Klager is op 2 juni 2024 overgeplaatst naar het PPC van het JC Zaanstad, omdat het vermoeden bestond dat hij opnieuw psychotisch was vanwege verval in vaagheden, niet kunnen stoppen met praten over zijn onschuld, associatief denken en paranoïde betrekkingsideeën.

Allereerst geldt dat de directeur vanwege deze context advies heeft ingewonnen bij klagers behandelaren en een psychiater en mede op basis van dit advies heeft beslist om geen ordemaatregelen, maar disciplinaire straffen op te leggen. Klager is daarnaast in beide gevallen eerst gewaarschuwd voor zijn ongepaste gedrag en heeft daarna toch (andermaal) de betreffende uitlatingen gedaan. Verder is nog van belang dat klager op de beroepszitting heeft verklaard dat hij toen ook al begreep dat dergelijke uitspraken niet door de beugel konden.

Gelet op het voorgaande is het naar het oordeel van de beroepscommissie niet gebleken dat klager volledig ontoerekenings­vatbaar was. Dat de directeur klagers psychische gesteldheid in oktober 2024 zodanig ernstig vond dat hij heeft besloten om een a-dwangbehandeling toe te passen, maakt – mede vanwege het tijdsverloop tussen augustus en oktober 2024 – in dit geval niet dat klager met terugwerkende kracht niet verantwoordelijk had mogen worden gehouden voor de uitlatingen in augustus 2024 en daarvoor geen disciplinaire straffen opgelegd had mogen krijgen.

Het is dan ook voldoende aannemelijk geworden dat klager verantwoordelijk kan worden gehouden voor de uitlatingen, die onverenigbaar zijn met de orde of de veiligheid in de inrichting. De directeur mocht klager hiervoor dus disciplinair straffen.

De gekozen strafmaat

De directeur heeft toegelicht dat hij bij het bepalen van de strafvorm en -hoogte rekening heeft gehouden met klagers psychische gesteldheid. Dat komt de beroepscommissie redelijk voor en de hoogte van de disciplinaire straffen kan niet als disproportioneel worden aangemerkt.

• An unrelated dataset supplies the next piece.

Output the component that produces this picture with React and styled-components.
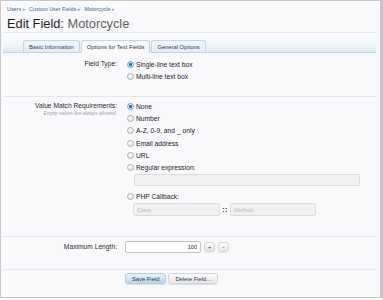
import React, { useState } from 'react';
import styled, { createGlobalStyle } from 'styled-components';

const GlobalStyle = createGlobalStyle`
  html, body {
    margin: 0;
    padding: 0;
    background: #ffffff;
  }
  body {
    font-family: "Liberation Sans", Arial, sans-serif;
    color: #222;
  }
`;

const Frame = styled.div`
  box-sizing: border-box;
  width: 383px;
  height: 298px;
  border-top: 1px solid #c9c9cc;
  border-left: 1px solid #c9c9cc;
  border-right: 3px solid #c4c4c8;
  border-bottom: 1px solid #c4c4c8;
  background: #f9f9fc;
  overflow: hidden;
`;

const Inner = styled.div`
  margin: 0 4px 0 2px;
`;

const Header = styled.div`
  padding: 4px 0 0 4px;
  height: 32px;
  box-sizing: border-box;
  border-bottom: 1px solid #e3e3ea;
`;

const Crumbs = styled.div`
  font-size: 5.4px;
  line-height: 8px;
  color: #999;
`;

const Crumb = styled.a`
  color: #35699b;
  text-decoration: none;
  margin-right: 3px;

  &::after {
    content: '▸';
    color: #8a9bb0;
    margin-left: 2px;
    font-size: 4.5px;
  }
`;

const Title = styled.h1`
  margin: 2px 0 0;
  font-size: 12.8px;
  line-height: 16px;
  font-weight: normal;
  color: #1d1d1d;

  em {
    font-style: normal;
    color: #5f5f62;
  }
`;

const TabStrip = styled.div`
  display: flex;
  align-items: flex-end;
  gap: 1px;
  height: 20px;
  box-sizing: border-box;
  padding-left: 20px;
  background: linear-gradient(to bottom, #fbfcfe 0%, #f1f7fa 55%, #dcecf2 100%);
  border-bottom: 1px solid #bfd6df;
`;

const Tab = styled.button`
  font-family: inherit;
  font-size: 5.8px;
  height: 13px;
  margin-bottom: -1px;
  padding: 0 5px;
  border: 1px solid #c6d6e0;
  border-bottom: ${(p) => (p.$active ? 'none' : '1px solid #bfd6df')};
  border-radius: 3px 3px 0 0;
  background: ${(p) => (p.$active ? '#f9f9fc' : 'linear-gradient(to bottom, #f1f6fa, #e2edf4)')};
  color: ${(p) => (p.$active ? '#333' : '#2c3e50')};
  cursor: pointer;
`;

const Section = styled.div`
  display: grid;
  grid-template-columns: 114px 1fr;
  column-gap: 9px;
  padding: ${(p) => p.$pad};
  border-bottom: ${(p) => (p.$last ? 'none' : '1px solid #e6e6ee')};
`;

const Label = styled.div`
  text-align: right;
  font-size: 6.7px;
  line-height: ${(p) => p.$lh || '12.3px'};
  color: #2a2a2a;
`;

const Explain = styled.div`
  text-align: right;
  font-size: 4.9px;
  line-height: 5px;
  font-style: italic;
  color: #a0a0a6;
  margin-top: -1px;
`;

const Controls = styled.div`
  display: flex;
  flex-direction: column;
`;

const Option = styled.label`
  display: flex;
  align-items: center;
  height: ${(p) => p.$h || '12.3px'};
  font-size: 6.7px;
  color: #222;
  cursor: pointer;
`;

const Radio = styled.span`
  box-sizing: border-box;
  width: 7px;
  height: 7px;
  margin-left: 1px;
  margin-right: 2px;
  border-radius: 50%;
  border: 1px solid ${(p) => (p.$on ? '#6f9bc8' : '#aaa')};
  background: ${(p) =>
    p.$on
      ? 'radial-gradient(circle, #2d5f95 0 1.3px, #dbe8f5 1.6px)'
      : 'linear-gradient(to bottom, #fdfdfd, #e6e6e6)'};
  flex: none;
`;

const TextBox = styled.input`
  box-sizing: border-box;
  font-family: inherit;
  font-size: 5.6px;
  font-style: ${(p) => (p.disabled ? 'italic' : 'normal')};
  height: ${(p) => p.$h || '12px'};
  width: ${(p) => p.$w};
  padding: 0 3px;
  border: 1px solid ${(p) => (p.disabled ? '#dcdcdc' : '#c2c2c6')};
  border-radius: 2px;
  background: ${(p) => (p.disabled ? '#f1f1f2' : '#ffffff')};
  color: #222;
  text-align: ${(p) => p.$align || 'left'};
  outline: none;

  &::placeholder {
    color: #b9b9bd;
  }
`;

const Indent = styled.div`
  display: flex;
  align-items: center;
  gap: ${(p) => p.$gap || '0'};
  padding-left: ${(p) => p.$left || '8px'};
  margin-bottom: ${(p) => p.$mb || '0'};
`;

const Colons = styled.span`
  font-size: 7.5px;
  color: #333;
  font-weight: bold;
  letter-spacing: 0.5px;
`;

const SpinRow = styled.div`
  display: flex;
  align-items: center;
  gap: 3px;
  margin-left: -1px;
`;

const Spin = styled.button`
  box-sizing: border-box;
  width: 11px;
  height: 10px;
  padding: 0;
  font-family: inherit;
  font-size: 5.5px;
  line-height: 8px;
  border: 1px solid #d6d6da;
  border-radius: 3px;
  background: linear-gradient(to bottom, #fdfdfd, #e3e3e6);
  box-shadow: 0 1px 1px rgba(0, 0, 0, 0.08);
  color: #333;
  cursor: pointer;
`;

const ButtonRow = styled.div`
  display: flex;
  gap: 2px;
  margin-left: -1px;
`;

const Button = styled.button`
  box-sizing: border-box;
  height: 11px;
  padding: 0 6px;
  font-family: inherit;
  font-size: 5.8px;
  border-radius: 3px;
  border: 1px solid ${(p) => (p.$primary ? '#b3cde0' : '#d4d4d8')};
  background: ${(p) =>
    p.$primary
      ? 'linear-gradient(to bottom, #e8f2f8, #bcd6e7)'
      : 'linear-gradient(to bottom, #fdfdfd, #e6e6e9)'};
  box-shadow: 0 1px 1px rgba(0, 0, 0, 0.1);
  color: #26394a;
  cursor: pointer;
`;

const matchOptions = [
  'None',
  'Number',
  'A-Z, 0-9, and _ only',
  'Email address',
  'URL',
  'Regular expression:',
];

const App = () => {
  const [fieldType, setFieldType] = useState('single');
  const [match, setMatch] = useState('None');
  const [maxLength, setMaxLength] = useState(100);

  return (
    <>
      <GlobalStyle />
      <Frame>
        <Inner>
          <Header>
            <Crumbs>
              <Crumb href="#">Users</Crumb>
              <Crumb href="#">Custom User Fields</Crumb>
              <Crumb href="#">Motorcycle</Crumb>
            </Crumbs>
            <Title>
              Edit Field: <em>Motorcycle</em>
            </Title>
          </Header>

          <TabStrip>
            <Tab>Basic Information</Tab>
            <Tab $active>Options for Text Fields</Tab>
            <Tab>General Options</Tab>
          </TabStrip>

          <Section $pad="5px 0 13px">
            <Label $lh="12.5px">Field Type:</Label>
            <Controls>
              <Option $h="12.5px" onClick={() => setFieldType('single')}>
                <Radio $on={fieldType === 'single'} />
                Single-line text box
              </Option>
              <Option $h="12.5px" onClick={() => setFieldType('multi')}>
                <Radio $on={fieldType === 'multi'} />
                Multi-line text box
              </Option>
            </Controls>
          </Section>

          <Section $pad="3px 0 20px">
            <div>
              <Label>Value Match Requirements:</Label>
              <Explain>Empty values are always allowed.</Explain>
            </div>
            <Controls>
              {matchOptions.map((opt) => (
                <Option key={opt} onClick={() => setMatch(opt)}>
                  <Radio $on={match === opt} />
                  {opt}
                </Option>
              ))}
              <Indent $mb="5px">
                <TextBox disabled $w="226px" />
              </Indent>
              <Option onClick={() => setMatch('PHP Callback:')}>
                <Radio $on={match === 'PHP Callback:'} />
                PHP Callback:
              </Option>
              <Indent $left="7px" $gap="2px">
                <TextBox disabled $w="87px" $h="13px" placeholder="Class" />
                <Colons>::</Colons>
                <TextBox disabled $w="86px" $h="13px" placeholder="Method" />
              </Indent>
            </Controls>
          </Section>

          <Section $pad="4px 0 16px">
            <Label $lh="12px">Maximum Length:</Label>
            <SpinRow>
              <TextBox
                $w="76px"
                $align="right"
                value={maxLength}
                onChange={(e) => setMaxLength(e.target.value)}
              />
              <Spin onClick={() => setMaxLength((v) => Number(v) + 1)}>+</Spin>
              <Spin onClick={() => setMaxLength((v) => Number(v) - 1)}>-</Spin>
            </SpinRow>
          </Section>

          <Section $pad="3px 0 0" $last>
            <div />
            <ButtonRow>
              <Button $primary>Save Field</Button>
              <Button>Delete Field...</Button>
            </ButtonRow>
          </Section>
        </Inner>
      </Frame>
    </>
  );
};

export default App;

Klagers beroep op mensenrechten

Klager heeft gesteld dat de artikelen 3, 5, en 8 van het EVRM en artikel 10 van het IVBPR zijn geschonden. De beroepscommissie is van oordeel dat van strijd met deze mensenrechten niet is gebleken, mede gelet op hetgeen daarover is aangevoerd.

Conclusie

De opgelegde disciplinaire straffen kunnen niet als onredelijk of onbillijk worden aangemerkt. De beroepscommissie is van oordeel dat de beklagcommissie de klachten terecht ongegrond heeft verklaard. Het beroep zal daarom ongegrond worden verklaard. De beroepscommissie zal de uitspraak van de beklagcommissie bevestigen met aanvulling van de gronden.

 

4. De uitspraak

De beroepscommissie verklaart het beroep ongegrond en bevestigt de uitspraak van de beklagcommissie met aanvulling van de gronden.

 

Deze uitspraak is op 14 april 2025 gedaan door de beroepscommissie, bestaande uit mr. W.S. Korteling, voorzitter, mr. R. Raat en mr. A.M.G. Smit, leden, bijgestaan door mr. R.A.J. van de Kamp, secretaris.